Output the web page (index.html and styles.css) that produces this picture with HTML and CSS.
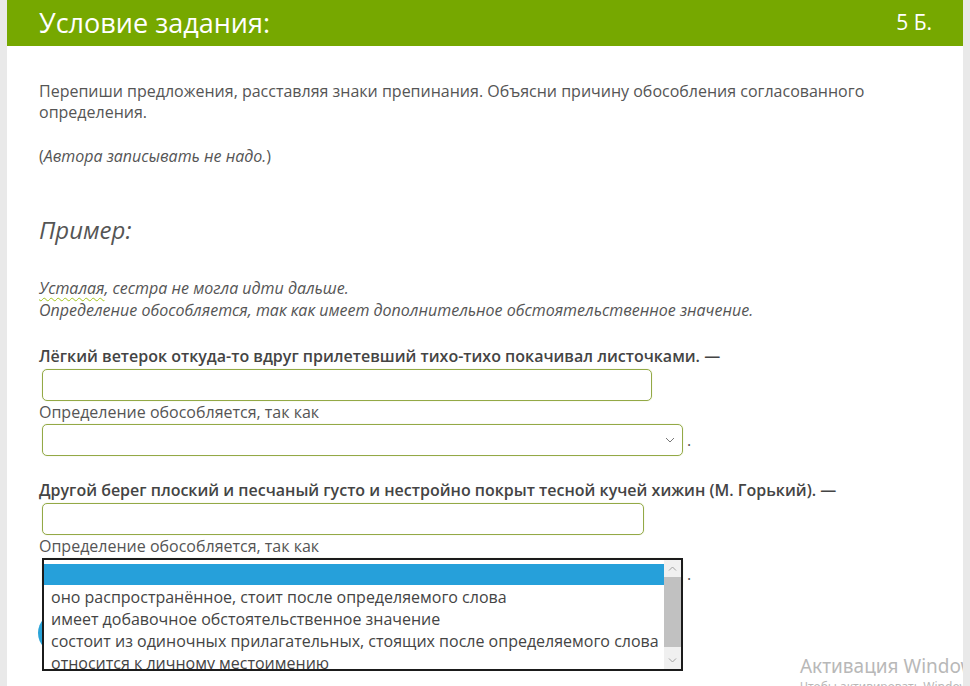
FILE: index.html
```html
<!DOCTYPE html>
<html lang="ru">
<head>
<meta charset="utf-8">
<link rel="stylesheet" href="styles.css">
</head>
<body>
<div class="page">
  <header class="task-head">
    <span class="task-title">Условие задания:</span>
    <span class="task-score">5 Б.</span>
  </header>
  <main class="task-body">
    <p class="intro">Перепиши предложения, расставляя знаки препинания. Объясни причину обособления согласованного определения.</p>
    <p class="note">(<i>Автора записывать не надо.</i>)</p>
    <h2 class="example-title">Пример:</h2>
    <p class="example"><span class="spell">Усталая</span>, сестра не могла идти дальше.<br>Определение обособляется, так как имеет дополнительное обстоятельственное значение.</p>

    <p class="question q-first">Лёгкий ветерок откуда-то вдруг прилетевший тихо-тихо покачивал листочками. —</p>
    <div class="field input-1"></div>
    <p class="label">Определение обособляется, так как</p>
    <div class="select-row row-1">
      <div class="select">
        <svg class="chev" width="10" height="6" viewBox="0 0 10 6"><path d="M1 1l4 4 4-4" fill="none" stroke="#777" stroke-width="1"/></svg>
      </div>
      <span class="dot">.</span>
    </div>

    <p class="question q-second">Другой берег плоский и песчаный густо и нестройно покрыт тесной кучей хижин (М. Горький). —</p>
    <div class="field input-2"></div>
    <p class="label">Определение обособляется, так как</p>
    <div class="select-row row-2">
      <div class="select">
        <div class="listbox">
          <div class="options">
            <div class="opt selected">&nbsp;</div>
            <div class="opt">оно распространённое, стоит после определяемого слова</div>
            <div class="opt">имеет добавочное обстоятельственное значение</div>
            <div class="opt">состоит из одиночных прилагательных, стоящих после определяемого слова</div>
            <div class="opt">относится к личному местоимению</div>
          </div>
          <div class="scrollbar">
            <div class="sb-btn"><svg width="9" height="5" viewBox="0 0 9 5"><path d="M1 4.5l3.5-3.5 3.5 3.5" fill="none" stroke="#a0a0a0" stroke-width="1"/></svg></div>
            <div class="sb-track"><div class="sb-thumb"></div></div>
            <div class="sb-btn"><svg width="9" height="5" viewBox="0 0 9 5"><path d="M1 0.5l3.5 3.5 3.5-3.5" fill="none" stroke="#a0a0a0" stroke-width="1"/></svg></div>
          </div>
        </div>
      </div>
      <span class="dot">.</span>
    </div>
    <button class="check-btn">Проверить</button>
  </main>
  <div class="watermark">
    <div class="wm-1">Активация Windows</div>
    <div class="wm-2">Чтобы активировать Windows, перейдите в раздел «Параметры».</div>
  </div>
</div>
</body>
</html>
```

FILE: styles.css
```css
html, body {
  margin: 0;
  padding: 0;
  height: 100%;
}
body {
  background: #e9e9e9;
  font-family: "Open Sans", "Liberation Sans", sans-serif;
  color: #555;
  overflow: hidden;
}
.page {
  margin-left: 7px;
  width: 956px;
  height: 686px;
  background: #fff;
  position: relative;
  overflow: hidden;
}
.task-head {
  height: 46px;
  background: #76a800;
  color: #fff;
  display: flex;
  justify-content: space-between;
  align-items: center;
  padding: 0 31px 0 32px;
}
.task-title {
  font-size: 27px;
  margin-top: -2px;
}
.task-score {
  font-size: 21px;
  margin-top: -2px;
}
.task-body {
  padding: 0 32px;
}
p { margin: 0; }
.intro {
  font-size: 16px;
  line-height: 21px;
  margin-top: 35px;
  padding-right: 50px;
}
.note {
  font-size: 16px;
  line-height: 21px;
  margin-top: 23px;
}
.example-title {
  margin: 47px 0 0;
  font-size: 24px;
  line-height: 32px;
  font-style: italic;
  font-weight: normal;
  color: #555;
}
.example {
  margin-top: 31px;
  font-size: 16px;
  line-height: 22px;
  font-style: italic;
}
.spell {
  text-decoration: underline wavy #a3c41a;
  text-decoration-thickness: 1px;
  text-underline-offset: 3px;
}
.question {
  font-size: 16px;
  line-height: 21px;
  font-weight: 600;
  color: #444;
}
.q-first { margin-top: 25px; }
.q-second { margin-top: 23.5px; }
.field {
  margin: 2px 0 0 3px;
  height: 30px;
  border: 1px solid #93a946;
  border-radius: 5px;
  box-shadow: 0 0 1px #c8d79a;
}
.input-1 { width: 608px; }
.input-2 { width: 600px; }
.label {
  font-size: 16px;
  line-height: 22px;
  color: #555;
}
.select-row {
  display: flex;
  align-items: center;
  margin-left: 3px;
}
.row-1 { margin-top: 1px; }
.row-2 { margin-top: 1px; }
.select {
  width: 639px;
  height: 30px;
  border: 1px solid #93a946;
  border-radius: 5px;
  box-shadow: 0 0 1px #c8d79a;
  display: flex;
  align-items: center;
  justify-content: flex-end;
  position: relative;
}
.chev { margin-right: 7px; }
.dot {
  font-size: 16px;
  line-height: 16px;
  margin-left: 4px;
  color: #555;
}
.listbox {
  position: absolute;
  left: -1px;
  top: -1px;
  width: 637px;
  height: 109px;
  border: 2px solid #1b1b1b;
  background: #fff;
  display: flex;
  z-index: 5;
  overflow: hidden;
}
.options {
  flex: 1;
  padding-top: 4px;
}
.opt {
  font-size: 16px;
  line-height: 22.3px;
  height: 22.3px;
  padding-left: 7px;
  color: #444;
  white-space: nowrap;
}
.opt.selected {
  background: #26a0da;
  height: 21px;
  margin-bottom: 1px;
}
.scrollbar {
  width: 17px;
  background: #f0f0f0;
  display: flex;
  flex-direction: column;
}
.sb-btn {
  height: 17px;
  display: flex;
  align-items: center;
  justify-content: center;
}
.sb-track {
  flex: 1;
  display: flex;
  flex-direction: column;
}
.sb-thumb {
  height: 70px;
  background: #c1c1c1;
}
.check-btn {
  margin: 23px 0 0 -1px;
  height: 40px;
  width: 150px;
  border: none;
  border-radius: 20px;
  background: #2aa3d8;
  color: #fff;
  font-family: "Open Sans", sans-serif;
  font-size: 15px;
  display: block;
}
.watermark {
  position: absolute;
  left: 793px;
  top: 653px;
  color: #b8b8b8;
  font-family: "Noto Sans", "Open Sans", sans-serif;
  white-space: nowrap;
}
.wm-1 {
  font-size: 19px;
  line-height: 26px;
}
.wm-2 {
  font-size: 12px;
  line-height: 16px;
}
```
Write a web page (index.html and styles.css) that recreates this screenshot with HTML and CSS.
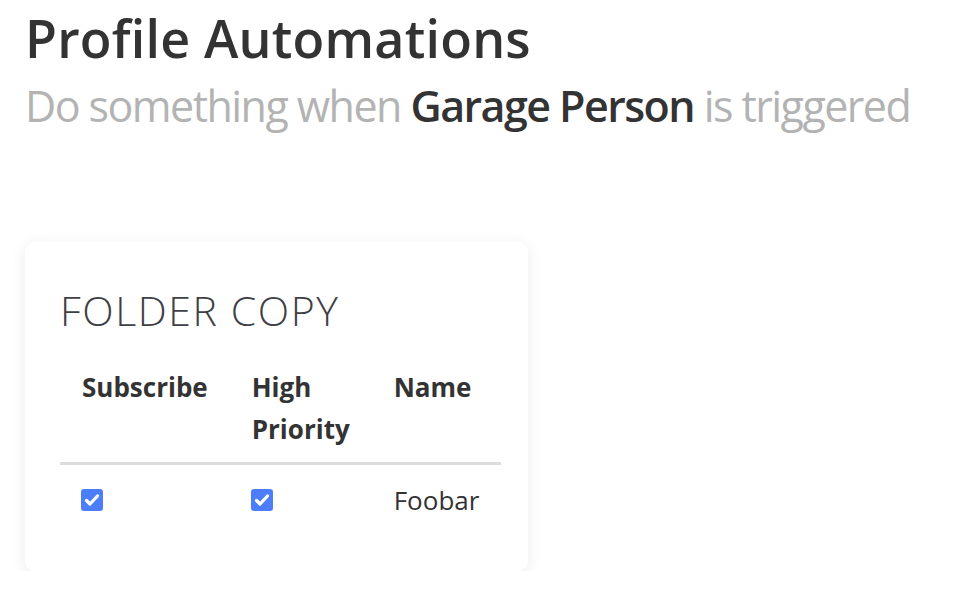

Task to carry out |
Quote in full the listing given above; the images are to be left out.

Exercise answer |
Output the web page (index.html and styles.css) that produces this picture with HTML and CSS.
FILE: index.html
```html
<!DOCTYPE html>
<html lang="ru">
<head>
<meta charset="utf-8">
<link rel="stylesheet" href="styles.css">
</head>
<body>
<div class="page">
  <header class="task-head">
    <span class="task-title">Условие задания:</span>
    <span class="task-score">5 Б.</span>
  </header>
  <main class="task-body">
    <p class="intro">Перепиши предложения, расставляя знаки препинания. Объясни причину обособления согласованного определения.</p>
    <p class="note">(<i>Автора записывать не надо.</i>)</p>
    <h2 class="example-title">Пример:</h2>
    <p class="example"><span class="spell">Усталая</span>, сестра не могла идти дальше.<br>Определение обособляется, так как имеет дополнительное обстоятельственное значение.</p>

    <p class="question q-first">Лёгкий ветерок откуда-то вдруг прилетевший тихо-тихо покачивал листочками. —</p>
    <div class="field input-1"></div>
    <p class="label">Определение обособляется, так как</p>
    <div class="select-row row-1">
      <div class="select">
        <svg class="chev" width="10" height="6" viewBox="0 0 10 6"><path d="M1 1l4 4 4-4" fill="none" stroke="#777" stroke-width="1"/></svg>
      </div>
      <span class="dot">.</span>
    </div>

    <p class="question q-second">Другой берег плоский и песчаный густо и нестройно покрыт тесной кучей хижин (М. Горький). —</p>
    <div class="field input-2"></div>
    <p class="label">Определение обособляется, так как</p>
    <div class="select-row row-2">
      <div class="select">
        <div class="listbox">
          <div class="options">
            <div class="opt selected">&nbsp;</div>
            <div class="opt">оно распространённое, стоит после определяемого слова</div>
            <div class="opt">имеет добавочное обстоятельственное значение</div>
            <div class="opt">состоит из одиночных прилагательных, стоящих после определяемого слова</div>
            <div class="opt">относится к личному местоимению</div>
          </div>
          <div class="scrollbar">
            <div class="sb-btn"><svg width="9" height="5" viewBox="0 0 9 5"><path d="M1 4.5l3.5-3.5 3.5 3.5" fill="none" stroke="#a0a0a0" stroke-width="1"/></svg></div>
            <div class="sb-track"><div class="sb-thumb"></div></div>
            <div class="sb-btn"><svg width="9" height="5" viewBox="0 0 9 5"><path d="M1 0.5l3.5 3.5 3.5-3.5" fill="none" stroke="#a0a0a0" stroke-width="1"/></svg></div>
          </div>
        </div>
      </div>
      <span class="dot">.</span>
    </div>
    <button class="check-btn">Проверить</button>
  </main>
  <div class="watermark">
    <div class="wm-1">Активация Windows</div>
    <div class="wm-2">Чтобы активировать Windows, перейдите в раздел «Параметры».</div>
  </div>
</div>
</body>
</html>
```

FILE: styles.css
```css
html, body {
  margin: 0;
  padding: 0;
  height: 100%;
}
body {
  background: #e9e9e9;
  font-family: "Open Sans", "Liberation Sans", sans-serif;
  color: #555;
  overflow: hidden;
}
.page {
  margin-left: 7px;
  width: 956px;
  height: 686px;
  background: #fff;
  position: relative;
  overflow: hidden;
}
.task-head {
  height: 46px;
  background: #76a800;
  color: #fff;
  display: flex;
  justify-content: space-between;
  align-items: center;
  padding: 0 31px 0 32px;
}
.task-title {
  font-size: 27px;
  margin-top: -2px;
}
.task-score {
  font-size: 21px;
  margin-top: -2px;
}
.task-body {
  padding: 0 32px;
}
p { margin: 0; }
.intro {
  font-size: 16px;
  line-height: 21px;
  margin-top: 35px;
  padding-right: 50px;
}
.note {
  font-size: 16px;
  line-height: 21px;
  margin-top: 23px;
}
.example-title {
  margin: 47px 0 0;
  font-size: 24px;
  line-height: 32px;
  font-style: italic;
  font-weight: normal;
  color: #555;
}
.example {
  margin-top: 31px;
  font-size: 16px;
  line-height: 22px;
  font-style: italic;
}
.spell {
  text-decoration: underline wavy #a3c41a;
  text-decoration-thickness: 1px;
  text-underline-offset: 3px;
}
.question {
  font-size: 16px;
  line-height: 21px;
  font-weight: 600;
  color: #444;
}
.q-first { margin-top: 25px; }
.q-second { margin-top: 23.5px; }
.field {
  margin: 2px 0 0 3px;
  height: 30px;
  border: 1px solid #93a946;
  border-radius: 5px;
  box-shadow: 0 0 1px #c8d79a;
}
.input-1 { width: 608px; }
.input-2 { width: 600px; }
.label {
  font-size: 16px;
  line-height: 22px;
  color: #555;
}
.select-row {
  display: flex;
  align-items: center;
  margin-left: 3px;
}
.row-1 { margin-top: 1px; }
.row-2 { margin-top: 1px; }
.select {
  width: 639px;
  height: 30px;
  border: 1px solid #93a946;
  border-radius: 5px;
  box-shadow: 0 0 1px #c8d79a;
  display: flex;
  align-items: center;
  justify-content: flex-end;
  position: relative;
}
.chev { margin-right: 7px; }
.dot {
  font-size: 16px;
  line-height: 16px;
  margin-left: 4px;
  color: #555;
}
.listbox {
  position: absolute;
  left: -1px;
  top: -1px;
  width: 637px;
  height: 109px;
  border: 2px solid #1b1b1b;
  background: #fff;
  display: flex;
  z-index: 5;
  overflow: hidden;
}
.options {
  flex: 1;
  padding-top: 4px;
}
.opt {
  font-size: 16px;
  line-height: 22.3px;
  height: 22.3px;
  padding-left: 7px;
  color: #444;
  white-space: nowrap;
}
.opt.selected {
  background: #26a0da;
  height: 21px;
  margin-bottom: 1px;
}
.scrollbar {
  width: 17px;
  background: #f0f0f0;
  display: flex;
  flex-direction: column;
}
.sb-btn {
  height: 17px;
  display: flex;
  align-items: center;
  justify-content: center;
}
.sb-track {
  flex: 1;
  display: flex;
  flex-direction: column;
}
.sb-thumb {
  height: 70px;
  background: #c1c1c1;
}
.check-btn {
  margin: 23px 0 0 -1px;
  height: 40px;
  width: 150px;
  border: none;
  border-radius: 20px;
  background: #2aa3d8;
  color: #fff;
  font-family: "Open Sans", sans-serif;
  font-size: 15px;
  display: block;
}
.watermark {
  position: absolute;
  left: 793px;
  top: 653px;
  color: #b8b8b8;
  font-family: "Noto Sans", "Open Sans", sans-serif;
  white-space: nowrap;
}
.wm-1 {
  font-size: 19px;
  line-height: 26px;
}
.wm-2 {
  font-size: 12px;
  line-height: 16px;
}
```
Write a web page (index.html and styles.css) that recreates this screenshot with HTML and CSS.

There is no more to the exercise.